No surprise then that this local and organic food advocate would be inspired by his visit to Rodale Institute’s 386-acres in the pastoral countryside of east Pennsylvania, a working example of the power of regenerative organic agriculture and proof that nurturing soil life is essential for producing healthy crops and animals. These 386-acres are also home to Rodale Institute’s Farming Systems Trial, the longest running side-by-side comparison of organic and conventional grain cropping systems in North America, that has demonstrated that organic farming, not only has the capacity to feed the world, but can increase the bottom lines of farmers and keep harmful chemicals out of our food system.

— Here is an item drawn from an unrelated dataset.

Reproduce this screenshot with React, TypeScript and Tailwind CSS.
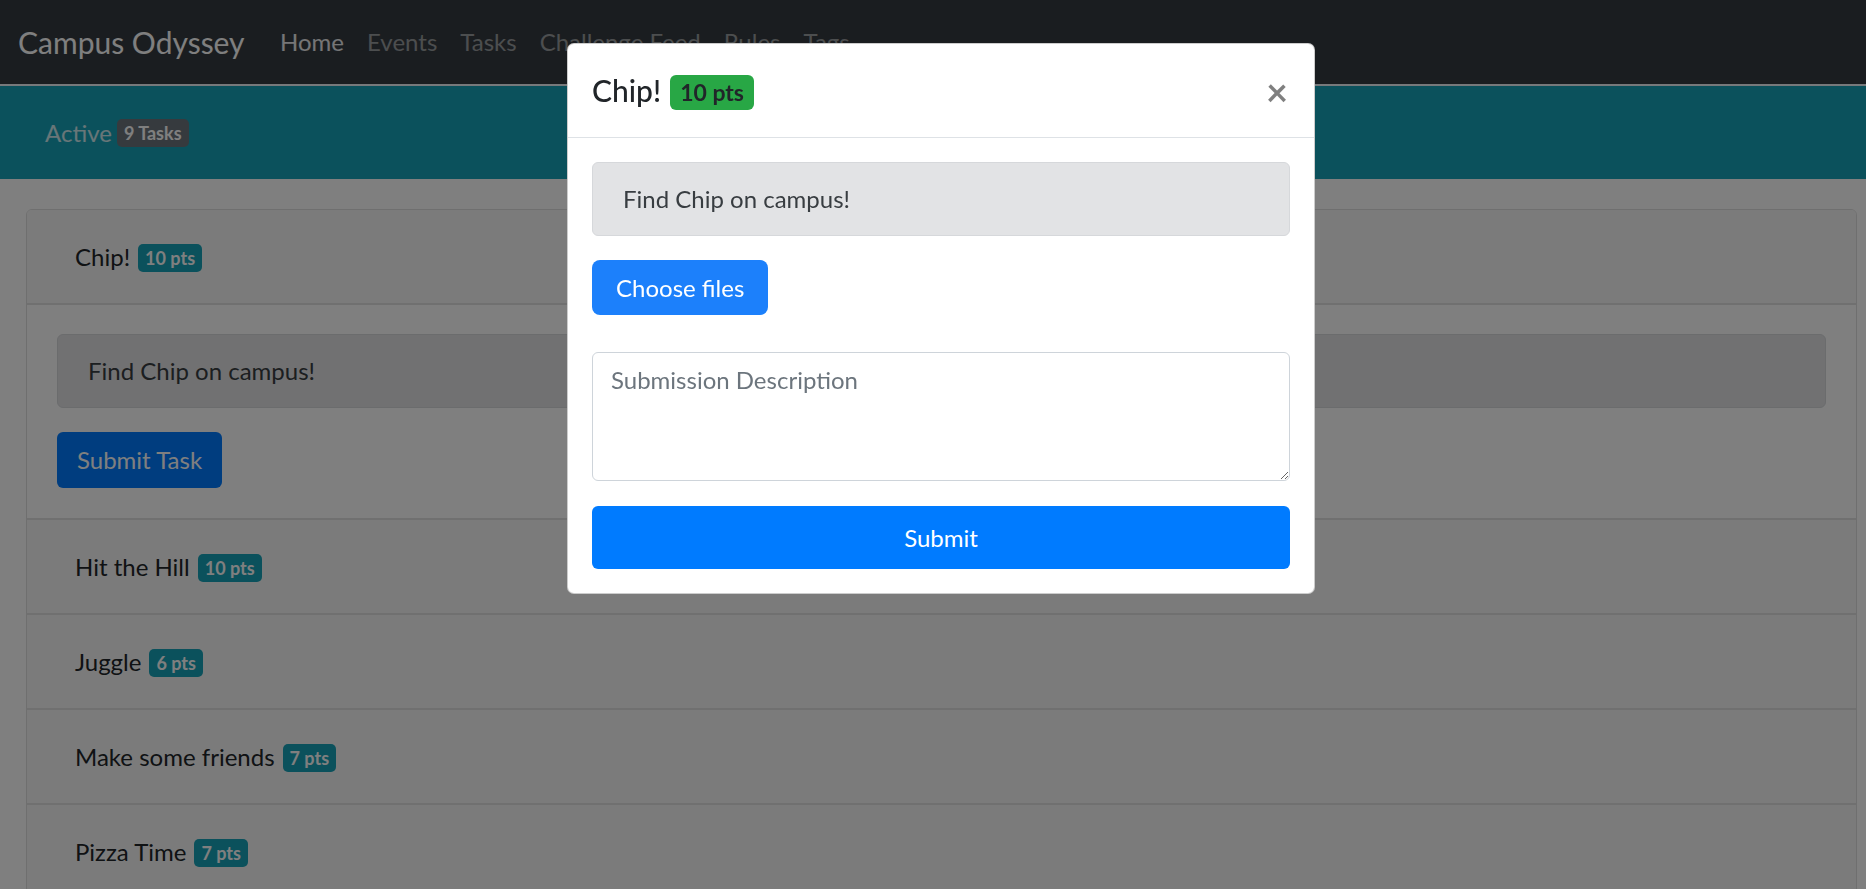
import React from "react";

const tasks = [
  { title: "Hit the Hill", pts: 10 },
  { title: "Juggle", pts: 6 },
  { title: "Make some friends", pts: 7 },
  { title: "Pizza Time", pts: 7 },
];

const navLinks = ["Home", "Events", "Tasks", "Challenge Feed", "Rules", "Tags"];

function PtsBadge({ pts }: { pts: number }) {
  return (
    <span className="ml-[8px] inline-block rounded-[5px] bg-[#17a2b8] px-[7px] py-[5px] align-[1px] text-[18px] font-bold leading-none text-white">
      {pts} pts
    </span>
  );
}

function TaskHeader({ title, pts }: { title: string; pts: number }) {
  return (
    <div className="flex h-[95px] items-center border-b-2 border-[#e0e0e0] bg-[#f7f7f7] px-[30px]">
      <span className="pl-[18px] text-[24px] leading-[36px] text-[#212529]">
        {title}
        <PtsBadge pts={pts} />
      </span>
    </div>
  );
}

function SubmitModal() {
  return (
    <div className="fixed left-[567px] top-[43px] w-[748px] rounded-[7px] border-[1.5px] border-black/20 bg-white">
      <div className="flex h-[94px] items-center justify-between border-b-[1.5px] border-[#dee2e6] px-6">
        <h5 className="text-[30px] font-medium leading-[45px] text-[#212529]">
          Chip!
          <span className="ml-[9px] inline-block rounded-[6px] bg-[#28a745] px-[10px] py-[6px] align-[1px] text-[23px] font-bold leading-none text-[#212529]">
            10 pts
          </span>
        </h5>
        <button className="mr-[2px] text-[38px] font-bold leading-none text-black/50">×</button>
      </div>
      <div className="p-6">
        <div className="mb-6 rounded-[6px] border-[1.5px] border-[#d6d8db] bg-[#e2e3e5] px-[30px] py-[18px] text-[24px] leading-[36px] text-[#383d41]">
          Find Chip on campus!
        </div>
        <button className="h-[55px] rounded-[8px] bg-[#1c80fb] px-[24px] text-[24px] text-white">
          Choose files
        </button>
        <textarea
          rows={3}
          placeholder="Submission Description"
          className="mt-[37px] block h-[129px] w-full rounded-[6px] border-[1.5px] border-[#ced4da] px-[18px] py-[9px] text-[24px] leading-[36px] text-[#495057] placeholder:text-[#6c757d]"
        />
        <button className="mt-[25px] h-[63px] w-full rounded-[6px] bg-[#007bff] text-[24px] text-white">
          Submit
        </button>
      </div>
    </div>
  );
}

export default function App() {
  return (
    <div className="relative h-screen overflow-hidden bg-white font-['Lato',sans-serif]">
      <nav className="flex h-[84px] items-center bg-[#343a40] pl-[18px]">
        <span className="mr-[24px] text-[30px] leading-[45px] text-white">Campus Odyssey</span>
        {navLinks.map((link) => (
          <span
            key={link}
            className={
              link === "Home"
                ? "px-[11.5px] text-[24px] leading-[36px] text-white/90"
                : "px-[11.5px] text-[24px] leading-[36px] text-white/50"
            }
          >
            {link}
          </span>
        ))}
      </nav>
      <div className="h-[2px] bg-[#eef3f6]" />
      <div className="flex h-[93px] items-center bg-[#17a2b8] px-[45px]">
        <span className="text-[24px] leading-[36px] text-white/80">
          Active
          <span className="ml-[5px] inline-block rounded-[5px] bg-[#6c757d] px-[7px] py-[5px] align-[2px] text-[18px] font-bold leading-none text-white">
            9 Tasks
          </span>
        </span>
      </div>

      <div className="ml-[26px] mr-[9px] mt-[30px] overflow-hidden rounded-[6px] border-[1.5px] border-[#dfdfdf] bg-white">
        <TaskHeader title="Chip!" pts={10} />
        <div className="border-b-2 border-[#e0e0e0] px-[30px] pb-[30px] pt-[29px]">
          <div className="mb-6 rounded-[6px] border-[1.5px] border-[#d6d8db] bg-[#e2e3e5] px-[30px] py-[18px] text-[24px] leading-[36px] text-[#383d41]">
            Find Chip on campus!
          </div>
          <button className="h-[56px] rounded-[6px] bg-[#007bff] px-[20px] text-[24px] text-white">
            Submit Task
          </button>
        </div>
        {tasks.map((t) => (
          <TaskHeader key={t.title} title={t.title} pts={t.pts} />
        ))}
      </div>

      <div className="fixed inset-0 bg-black/50" />
      <SubmitModal />
    </div>
  );
}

And kudos to the Rodale Institute for establishing its Vegetable Systems Trial  in 2017 and intended to run for more than twenty years. This trial is aimed at answering the question whether healthier organic plants are more nutritionally dense. The nutrient density of fruits and vegetables (i.e., the concentration of minerals, vitamins and proteins) produced in the U.S. has declined in the past 50-70 years, as spotlighted in a recent article, Fruits and vegetables are less nutritious than they used to be by Stacey Coleno in the National Geographic. Thanks to the Rodale Institute this issue will be addressed by growing “potatoes, butternut squash, lettuce, green beans, sweet corn (to represent fruit, root, seed and leaf crops)” by implementing four systems (two organic and two conventional) in a side-by-side and long-term comparison.

The four systems are (1) An organic system that uses tillage and plastic mulch for season extension and weed control; (2) An organic system that uses cover crops and no-till technology to reduce tillage; (3) A chemical-based system with tillage and plastic mulch for season extension and weed control; and (4)  a chemical-based system that uses herbicides to reduce tillage.

It would seem more than likely that Rodale’s Vegetable Systems Trial will confirm the conclusions spotlighted in What Your Food Ate, How to Heal Our Land And Reclaim Our Health (W.W. Norton & Company, New York, N. Y. 2022) by David Montgomery and Anne Biklé.  They reference a 2014 study by the British Journal of Nutrition which “reported significantly higher concentrations of antioxidants in organic crops and significantly higher concentrations of pesticide residue and the toxic metal cadmium in conventionally grown crops.” Compared to responsibly grown organic produce, the way these numbers play out, they write “you’d have to consume about twice the conventional produce – pesticides and all – to get the same amount of phytochemicals.”

Gratitude to the Rodale Institute for their Vegetable Systems Trial to help persuade those not yet convinced of the nutritional benefits of regenerative agriculture.